◆ **Records to process**:
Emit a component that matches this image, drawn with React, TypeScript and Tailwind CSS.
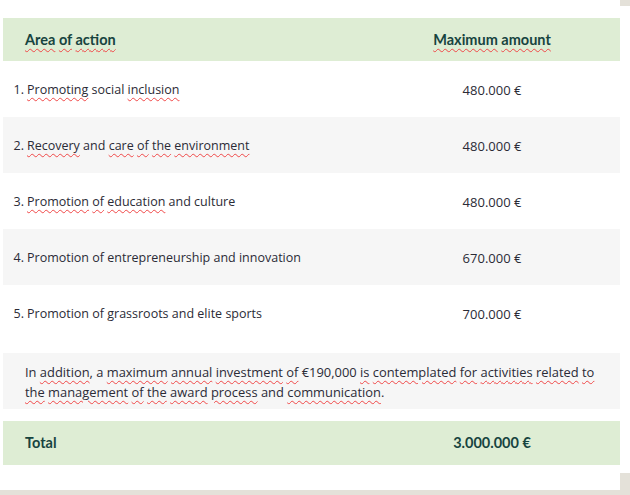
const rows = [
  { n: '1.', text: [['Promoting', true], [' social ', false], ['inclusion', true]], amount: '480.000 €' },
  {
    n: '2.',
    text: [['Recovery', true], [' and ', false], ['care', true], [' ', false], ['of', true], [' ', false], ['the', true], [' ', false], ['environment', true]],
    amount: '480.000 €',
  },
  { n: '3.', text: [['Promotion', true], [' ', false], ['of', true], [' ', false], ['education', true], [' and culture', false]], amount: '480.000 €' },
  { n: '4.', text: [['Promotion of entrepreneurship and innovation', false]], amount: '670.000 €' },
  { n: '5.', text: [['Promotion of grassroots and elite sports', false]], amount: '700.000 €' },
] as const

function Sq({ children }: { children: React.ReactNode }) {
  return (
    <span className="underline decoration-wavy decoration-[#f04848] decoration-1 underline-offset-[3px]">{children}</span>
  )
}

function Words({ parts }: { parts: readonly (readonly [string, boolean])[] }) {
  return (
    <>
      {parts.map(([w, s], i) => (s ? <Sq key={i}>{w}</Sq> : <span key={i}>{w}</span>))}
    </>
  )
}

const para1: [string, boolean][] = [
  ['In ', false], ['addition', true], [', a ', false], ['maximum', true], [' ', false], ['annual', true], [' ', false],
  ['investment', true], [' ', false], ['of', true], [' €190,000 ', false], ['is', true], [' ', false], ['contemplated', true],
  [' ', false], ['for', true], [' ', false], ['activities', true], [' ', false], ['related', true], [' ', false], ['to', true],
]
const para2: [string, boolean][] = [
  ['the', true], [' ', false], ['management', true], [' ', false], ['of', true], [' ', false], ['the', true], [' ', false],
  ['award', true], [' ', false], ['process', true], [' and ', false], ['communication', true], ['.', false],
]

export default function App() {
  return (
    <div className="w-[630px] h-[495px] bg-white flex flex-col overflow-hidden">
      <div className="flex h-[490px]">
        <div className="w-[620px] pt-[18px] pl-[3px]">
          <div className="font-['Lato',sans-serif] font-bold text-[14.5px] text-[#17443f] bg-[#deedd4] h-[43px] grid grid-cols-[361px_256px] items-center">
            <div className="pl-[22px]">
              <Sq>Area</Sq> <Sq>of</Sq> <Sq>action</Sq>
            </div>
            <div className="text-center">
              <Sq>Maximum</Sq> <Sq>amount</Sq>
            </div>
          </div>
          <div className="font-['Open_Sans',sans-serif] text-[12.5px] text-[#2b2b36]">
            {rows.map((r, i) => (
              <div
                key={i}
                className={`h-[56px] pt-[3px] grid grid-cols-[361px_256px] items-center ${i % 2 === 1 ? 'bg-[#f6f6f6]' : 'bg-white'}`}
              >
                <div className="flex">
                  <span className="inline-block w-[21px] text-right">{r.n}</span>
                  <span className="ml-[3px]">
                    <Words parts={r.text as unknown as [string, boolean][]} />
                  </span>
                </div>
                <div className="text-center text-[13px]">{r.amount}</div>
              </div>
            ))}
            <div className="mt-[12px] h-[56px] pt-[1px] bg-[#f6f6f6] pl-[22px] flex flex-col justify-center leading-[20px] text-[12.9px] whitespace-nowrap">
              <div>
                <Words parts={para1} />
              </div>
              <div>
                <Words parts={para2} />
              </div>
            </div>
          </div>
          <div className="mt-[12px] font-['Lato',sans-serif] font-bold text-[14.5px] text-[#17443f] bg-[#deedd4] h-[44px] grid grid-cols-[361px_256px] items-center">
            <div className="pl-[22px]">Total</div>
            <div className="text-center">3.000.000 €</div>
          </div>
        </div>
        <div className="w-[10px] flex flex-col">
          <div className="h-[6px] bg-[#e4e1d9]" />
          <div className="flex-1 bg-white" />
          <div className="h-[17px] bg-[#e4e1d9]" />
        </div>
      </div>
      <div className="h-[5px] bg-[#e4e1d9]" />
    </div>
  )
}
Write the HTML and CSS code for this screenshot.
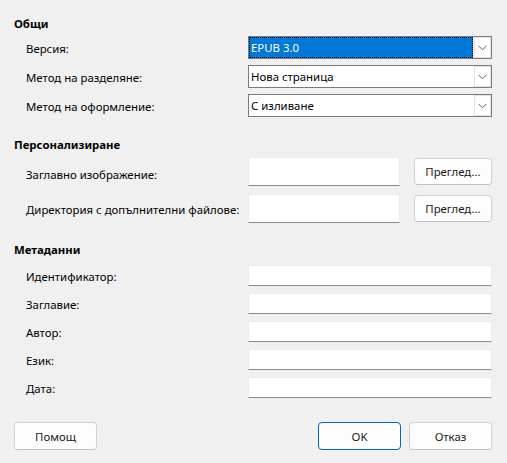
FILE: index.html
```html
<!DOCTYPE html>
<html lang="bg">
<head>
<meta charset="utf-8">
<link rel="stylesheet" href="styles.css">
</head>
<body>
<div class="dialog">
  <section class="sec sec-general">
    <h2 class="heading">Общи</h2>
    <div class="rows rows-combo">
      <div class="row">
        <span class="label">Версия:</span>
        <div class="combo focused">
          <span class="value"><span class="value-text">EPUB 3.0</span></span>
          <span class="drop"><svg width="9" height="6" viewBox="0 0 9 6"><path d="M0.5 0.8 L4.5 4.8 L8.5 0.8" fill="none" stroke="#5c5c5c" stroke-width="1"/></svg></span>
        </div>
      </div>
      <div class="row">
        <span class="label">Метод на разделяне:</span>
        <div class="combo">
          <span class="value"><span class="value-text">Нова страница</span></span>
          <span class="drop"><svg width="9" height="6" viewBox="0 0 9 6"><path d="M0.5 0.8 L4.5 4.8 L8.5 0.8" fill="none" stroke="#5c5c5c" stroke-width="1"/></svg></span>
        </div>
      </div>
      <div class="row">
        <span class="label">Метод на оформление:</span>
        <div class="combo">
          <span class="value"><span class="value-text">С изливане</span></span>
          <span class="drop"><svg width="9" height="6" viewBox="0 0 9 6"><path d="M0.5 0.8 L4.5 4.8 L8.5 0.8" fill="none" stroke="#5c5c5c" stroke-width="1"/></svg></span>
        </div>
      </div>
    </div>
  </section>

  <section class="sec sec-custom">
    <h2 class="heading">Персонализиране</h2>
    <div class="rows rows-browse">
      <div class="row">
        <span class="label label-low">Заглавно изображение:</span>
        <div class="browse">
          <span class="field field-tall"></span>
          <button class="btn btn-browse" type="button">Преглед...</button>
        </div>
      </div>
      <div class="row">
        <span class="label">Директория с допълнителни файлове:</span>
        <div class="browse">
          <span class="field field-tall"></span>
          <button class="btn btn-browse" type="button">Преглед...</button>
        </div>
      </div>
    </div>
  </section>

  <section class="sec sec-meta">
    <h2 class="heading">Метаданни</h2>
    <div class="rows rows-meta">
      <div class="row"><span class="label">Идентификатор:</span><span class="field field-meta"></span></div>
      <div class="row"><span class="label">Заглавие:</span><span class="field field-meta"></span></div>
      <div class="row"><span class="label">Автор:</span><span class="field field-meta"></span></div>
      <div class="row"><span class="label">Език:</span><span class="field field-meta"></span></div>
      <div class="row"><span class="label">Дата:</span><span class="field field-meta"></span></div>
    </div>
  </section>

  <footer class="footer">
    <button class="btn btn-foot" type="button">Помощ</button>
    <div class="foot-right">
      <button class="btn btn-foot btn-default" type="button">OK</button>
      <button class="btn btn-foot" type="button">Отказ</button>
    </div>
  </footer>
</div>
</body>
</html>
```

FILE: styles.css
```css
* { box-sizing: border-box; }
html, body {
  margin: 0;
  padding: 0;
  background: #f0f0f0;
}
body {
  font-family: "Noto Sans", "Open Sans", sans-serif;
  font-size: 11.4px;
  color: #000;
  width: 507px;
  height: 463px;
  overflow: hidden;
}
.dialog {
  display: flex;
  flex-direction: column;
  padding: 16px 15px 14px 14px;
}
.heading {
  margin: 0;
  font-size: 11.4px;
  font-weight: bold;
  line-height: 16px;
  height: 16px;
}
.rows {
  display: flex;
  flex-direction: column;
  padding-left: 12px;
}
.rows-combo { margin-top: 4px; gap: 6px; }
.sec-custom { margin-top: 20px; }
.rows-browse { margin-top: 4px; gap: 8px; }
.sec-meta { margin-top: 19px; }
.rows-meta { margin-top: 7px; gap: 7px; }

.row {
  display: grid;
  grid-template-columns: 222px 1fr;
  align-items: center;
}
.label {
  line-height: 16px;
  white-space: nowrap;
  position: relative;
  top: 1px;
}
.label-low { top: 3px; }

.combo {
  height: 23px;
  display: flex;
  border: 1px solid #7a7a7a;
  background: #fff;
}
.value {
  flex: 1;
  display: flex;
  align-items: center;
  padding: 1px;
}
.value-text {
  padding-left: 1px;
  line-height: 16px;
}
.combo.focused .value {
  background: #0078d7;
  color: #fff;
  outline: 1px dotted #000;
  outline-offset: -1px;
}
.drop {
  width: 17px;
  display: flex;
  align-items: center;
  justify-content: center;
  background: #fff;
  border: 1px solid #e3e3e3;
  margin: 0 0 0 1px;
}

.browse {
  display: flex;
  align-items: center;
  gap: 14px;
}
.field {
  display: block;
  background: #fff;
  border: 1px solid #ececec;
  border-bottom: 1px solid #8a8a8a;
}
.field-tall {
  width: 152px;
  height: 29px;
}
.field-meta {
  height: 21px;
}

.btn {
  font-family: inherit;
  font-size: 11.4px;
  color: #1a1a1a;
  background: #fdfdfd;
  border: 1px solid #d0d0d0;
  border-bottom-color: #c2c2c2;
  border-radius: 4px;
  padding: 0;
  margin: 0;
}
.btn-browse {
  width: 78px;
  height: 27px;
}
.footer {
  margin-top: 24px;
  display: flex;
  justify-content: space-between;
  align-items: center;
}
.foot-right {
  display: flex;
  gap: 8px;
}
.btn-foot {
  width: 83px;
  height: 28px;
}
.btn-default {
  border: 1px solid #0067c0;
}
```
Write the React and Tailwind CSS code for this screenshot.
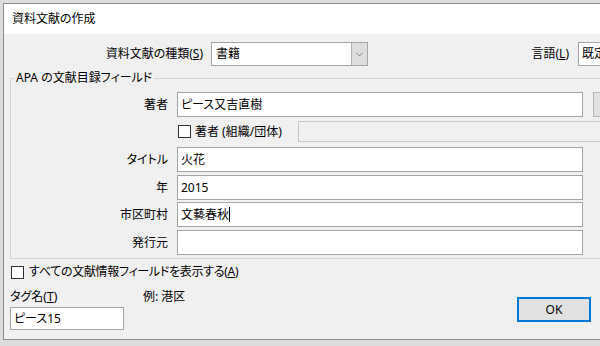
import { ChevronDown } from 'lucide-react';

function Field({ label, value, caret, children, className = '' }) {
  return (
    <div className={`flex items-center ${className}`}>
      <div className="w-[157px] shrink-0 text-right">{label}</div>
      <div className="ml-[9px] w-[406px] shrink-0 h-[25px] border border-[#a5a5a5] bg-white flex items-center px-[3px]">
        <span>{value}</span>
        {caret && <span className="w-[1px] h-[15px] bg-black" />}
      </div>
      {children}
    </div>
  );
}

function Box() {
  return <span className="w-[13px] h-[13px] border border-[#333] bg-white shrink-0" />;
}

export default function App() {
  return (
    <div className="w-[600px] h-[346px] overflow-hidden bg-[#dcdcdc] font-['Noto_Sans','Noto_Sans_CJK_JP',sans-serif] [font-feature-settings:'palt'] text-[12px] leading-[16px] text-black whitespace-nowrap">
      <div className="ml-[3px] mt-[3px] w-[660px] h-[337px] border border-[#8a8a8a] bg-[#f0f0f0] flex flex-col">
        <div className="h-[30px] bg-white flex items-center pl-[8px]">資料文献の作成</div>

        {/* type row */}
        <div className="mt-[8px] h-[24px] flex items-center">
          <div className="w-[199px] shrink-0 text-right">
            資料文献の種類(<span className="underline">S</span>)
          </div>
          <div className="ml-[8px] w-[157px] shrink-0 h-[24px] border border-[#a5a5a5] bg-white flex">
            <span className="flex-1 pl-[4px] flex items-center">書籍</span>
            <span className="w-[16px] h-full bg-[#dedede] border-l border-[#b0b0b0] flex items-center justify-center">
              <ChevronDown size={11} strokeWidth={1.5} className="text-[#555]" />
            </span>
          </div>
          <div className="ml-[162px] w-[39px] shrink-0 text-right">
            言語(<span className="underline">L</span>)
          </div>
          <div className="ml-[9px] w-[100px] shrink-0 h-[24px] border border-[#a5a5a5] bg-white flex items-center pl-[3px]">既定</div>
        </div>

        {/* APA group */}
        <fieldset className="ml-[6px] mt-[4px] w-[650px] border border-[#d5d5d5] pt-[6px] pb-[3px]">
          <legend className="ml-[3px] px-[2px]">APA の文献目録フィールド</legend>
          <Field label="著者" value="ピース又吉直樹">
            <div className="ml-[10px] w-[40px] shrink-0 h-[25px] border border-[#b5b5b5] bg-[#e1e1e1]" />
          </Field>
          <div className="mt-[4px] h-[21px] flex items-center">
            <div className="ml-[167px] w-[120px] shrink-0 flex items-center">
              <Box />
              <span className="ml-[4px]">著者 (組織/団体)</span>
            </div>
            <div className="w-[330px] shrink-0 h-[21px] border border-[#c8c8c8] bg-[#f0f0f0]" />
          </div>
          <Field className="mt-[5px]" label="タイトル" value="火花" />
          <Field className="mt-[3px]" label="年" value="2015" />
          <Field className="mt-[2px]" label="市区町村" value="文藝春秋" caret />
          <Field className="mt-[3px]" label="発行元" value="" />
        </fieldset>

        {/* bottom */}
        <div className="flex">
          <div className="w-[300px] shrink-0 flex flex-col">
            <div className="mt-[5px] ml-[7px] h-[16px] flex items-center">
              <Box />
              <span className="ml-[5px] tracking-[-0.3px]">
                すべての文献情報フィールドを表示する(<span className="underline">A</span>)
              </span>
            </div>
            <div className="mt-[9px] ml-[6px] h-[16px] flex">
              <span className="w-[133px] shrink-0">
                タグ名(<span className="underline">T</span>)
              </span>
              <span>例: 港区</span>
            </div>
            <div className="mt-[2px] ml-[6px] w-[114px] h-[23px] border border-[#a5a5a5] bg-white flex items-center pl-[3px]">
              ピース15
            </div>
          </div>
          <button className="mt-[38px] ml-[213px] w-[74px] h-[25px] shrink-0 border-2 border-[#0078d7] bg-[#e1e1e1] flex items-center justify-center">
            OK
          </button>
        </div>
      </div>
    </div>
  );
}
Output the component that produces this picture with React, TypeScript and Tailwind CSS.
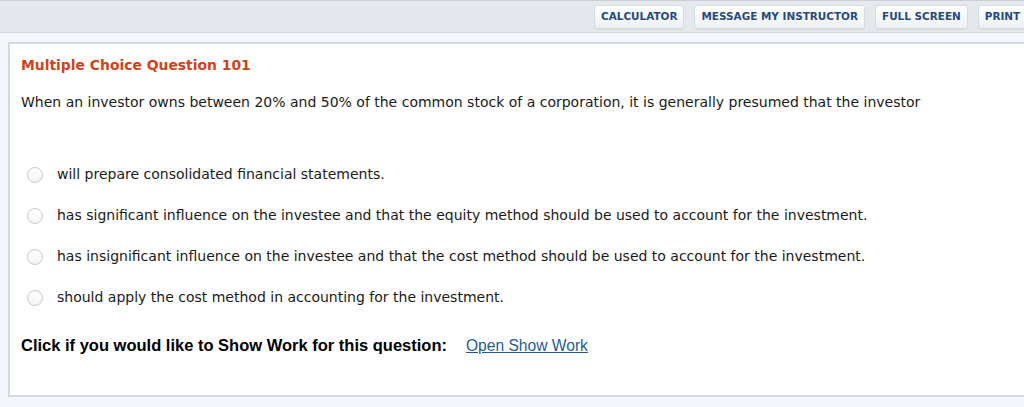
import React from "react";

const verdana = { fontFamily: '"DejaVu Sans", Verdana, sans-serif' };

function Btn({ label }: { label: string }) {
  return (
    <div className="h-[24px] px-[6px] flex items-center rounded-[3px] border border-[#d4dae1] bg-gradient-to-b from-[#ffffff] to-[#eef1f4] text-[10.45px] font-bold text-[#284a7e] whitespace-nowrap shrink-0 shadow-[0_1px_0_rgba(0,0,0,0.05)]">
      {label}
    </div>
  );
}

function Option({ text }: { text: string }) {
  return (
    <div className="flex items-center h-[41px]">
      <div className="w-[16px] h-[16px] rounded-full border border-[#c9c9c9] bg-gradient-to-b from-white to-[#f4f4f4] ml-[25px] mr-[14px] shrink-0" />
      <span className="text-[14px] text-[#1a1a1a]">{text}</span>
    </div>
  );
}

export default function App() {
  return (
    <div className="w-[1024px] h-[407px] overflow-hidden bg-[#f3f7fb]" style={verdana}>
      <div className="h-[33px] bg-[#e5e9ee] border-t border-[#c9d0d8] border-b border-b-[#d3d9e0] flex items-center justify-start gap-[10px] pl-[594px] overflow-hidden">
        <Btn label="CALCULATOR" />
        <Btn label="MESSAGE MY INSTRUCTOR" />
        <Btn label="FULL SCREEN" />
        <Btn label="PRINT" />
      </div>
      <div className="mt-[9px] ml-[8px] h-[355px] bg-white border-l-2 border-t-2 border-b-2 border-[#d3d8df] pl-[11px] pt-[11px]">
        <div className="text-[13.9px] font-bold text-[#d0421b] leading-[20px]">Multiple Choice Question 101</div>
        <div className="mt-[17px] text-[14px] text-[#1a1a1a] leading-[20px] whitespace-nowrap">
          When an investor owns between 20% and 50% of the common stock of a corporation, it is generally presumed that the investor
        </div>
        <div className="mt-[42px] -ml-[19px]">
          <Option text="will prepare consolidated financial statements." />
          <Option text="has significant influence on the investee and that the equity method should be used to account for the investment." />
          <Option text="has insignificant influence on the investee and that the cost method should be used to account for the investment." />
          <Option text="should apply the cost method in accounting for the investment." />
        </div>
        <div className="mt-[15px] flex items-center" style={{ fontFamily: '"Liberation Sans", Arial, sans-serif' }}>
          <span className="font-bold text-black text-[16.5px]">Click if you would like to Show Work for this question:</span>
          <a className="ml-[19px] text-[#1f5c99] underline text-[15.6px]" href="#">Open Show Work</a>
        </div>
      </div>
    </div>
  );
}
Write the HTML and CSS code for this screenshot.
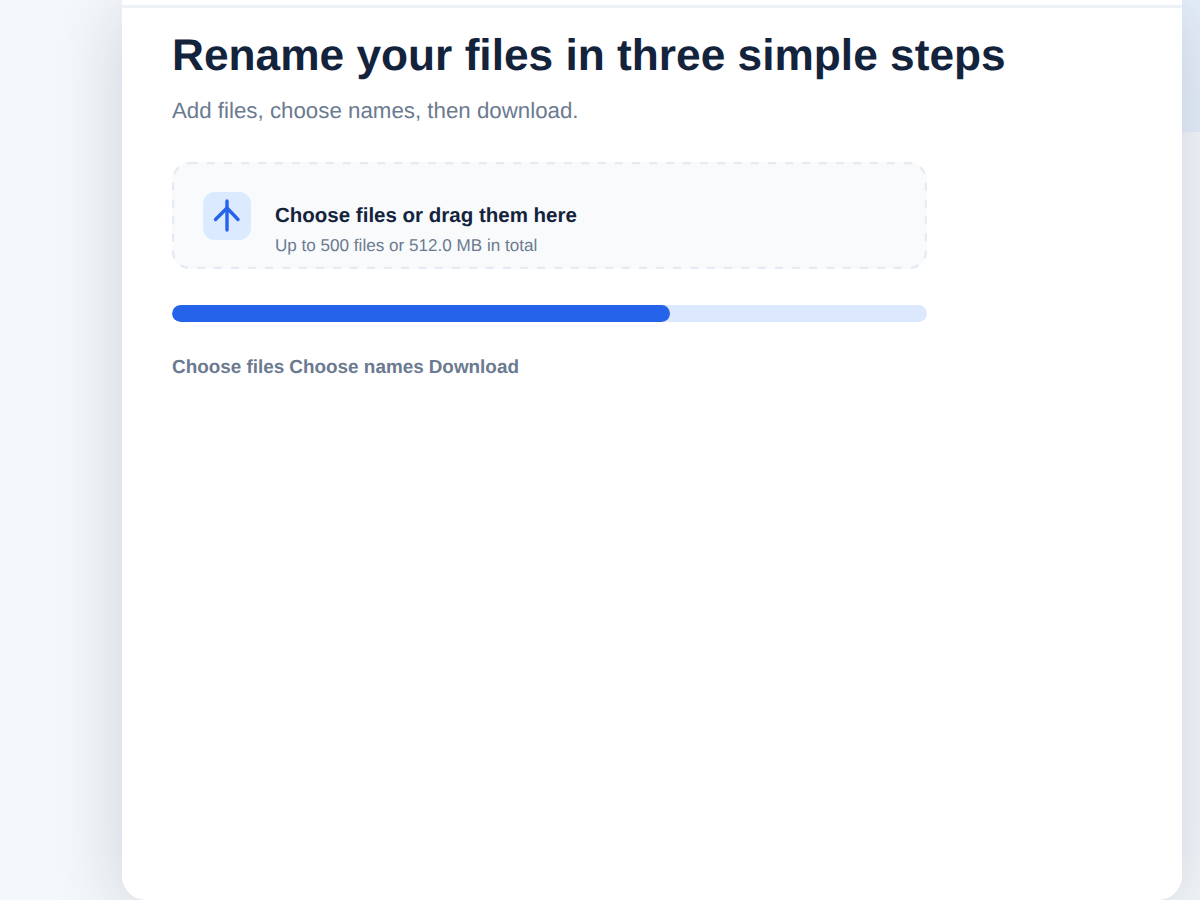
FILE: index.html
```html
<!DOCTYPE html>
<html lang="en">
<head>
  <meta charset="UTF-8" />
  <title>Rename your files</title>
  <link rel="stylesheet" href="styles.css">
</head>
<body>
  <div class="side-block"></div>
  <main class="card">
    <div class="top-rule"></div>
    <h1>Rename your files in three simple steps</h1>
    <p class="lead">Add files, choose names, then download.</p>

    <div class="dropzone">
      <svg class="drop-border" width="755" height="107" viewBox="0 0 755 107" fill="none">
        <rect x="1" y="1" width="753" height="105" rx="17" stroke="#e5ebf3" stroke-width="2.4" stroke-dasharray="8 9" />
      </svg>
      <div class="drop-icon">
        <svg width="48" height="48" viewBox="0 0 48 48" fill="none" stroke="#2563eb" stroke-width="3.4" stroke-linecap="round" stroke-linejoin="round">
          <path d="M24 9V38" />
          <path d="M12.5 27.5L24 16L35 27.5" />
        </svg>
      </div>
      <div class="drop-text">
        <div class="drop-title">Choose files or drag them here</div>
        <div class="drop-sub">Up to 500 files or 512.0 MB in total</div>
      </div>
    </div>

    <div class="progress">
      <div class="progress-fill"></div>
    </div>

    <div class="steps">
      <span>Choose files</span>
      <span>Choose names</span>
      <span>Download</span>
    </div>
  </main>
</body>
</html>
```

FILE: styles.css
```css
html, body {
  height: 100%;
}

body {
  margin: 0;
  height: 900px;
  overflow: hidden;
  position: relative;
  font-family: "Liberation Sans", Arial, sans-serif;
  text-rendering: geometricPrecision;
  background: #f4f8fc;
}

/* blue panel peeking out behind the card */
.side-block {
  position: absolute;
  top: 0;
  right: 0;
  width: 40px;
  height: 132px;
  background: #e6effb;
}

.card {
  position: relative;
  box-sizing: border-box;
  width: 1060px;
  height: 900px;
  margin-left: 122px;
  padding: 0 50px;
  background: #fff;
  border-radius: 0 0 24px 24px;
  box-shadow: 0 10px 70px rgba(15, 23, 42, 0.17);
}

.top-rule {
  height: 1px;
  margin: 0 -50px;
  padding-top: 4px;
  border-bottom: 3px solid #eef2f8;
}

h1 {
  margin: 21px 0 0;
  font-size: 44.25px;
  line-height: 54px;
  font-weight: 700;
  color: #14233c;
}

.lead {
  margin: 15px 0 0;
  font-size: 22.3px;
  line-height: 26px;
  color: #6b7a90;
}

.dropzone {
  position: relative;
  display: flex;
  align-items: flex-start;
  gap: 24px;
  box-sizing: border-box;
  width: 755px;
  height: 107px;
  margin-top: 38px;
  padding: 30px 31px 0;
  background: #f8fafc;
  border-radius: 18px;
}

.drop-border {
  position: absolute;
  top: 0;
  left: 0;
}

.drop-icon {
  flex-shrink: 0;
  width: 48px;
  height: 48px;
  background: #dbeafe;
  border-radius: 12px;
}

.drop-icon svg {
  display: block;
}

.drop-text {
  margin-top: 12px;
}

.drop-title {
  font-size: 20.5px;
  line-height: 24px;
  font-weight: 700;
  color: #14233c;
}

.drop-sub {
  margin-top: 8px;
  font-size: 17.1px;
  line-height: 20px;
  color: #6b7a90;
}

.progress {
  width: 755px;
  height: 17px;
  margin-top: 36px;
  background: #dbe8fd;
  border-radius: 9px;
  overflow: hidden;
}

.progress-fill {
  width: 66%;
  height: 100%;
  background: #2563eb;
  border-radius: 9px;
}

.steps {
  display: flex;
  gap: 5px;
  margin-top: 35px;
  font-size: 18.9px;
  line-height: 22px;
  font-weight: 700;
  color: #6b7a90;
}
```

◆ **Work to be completed**: Note each line of the entries that has "with" in it, and copy those lines.

◆ **Exercise output**:
Emit a component that matches this image, drawn with React, TypeScript and Tailwind CSS.
Output the component that produces this picture with React, TypeScript and Tailwind CSS.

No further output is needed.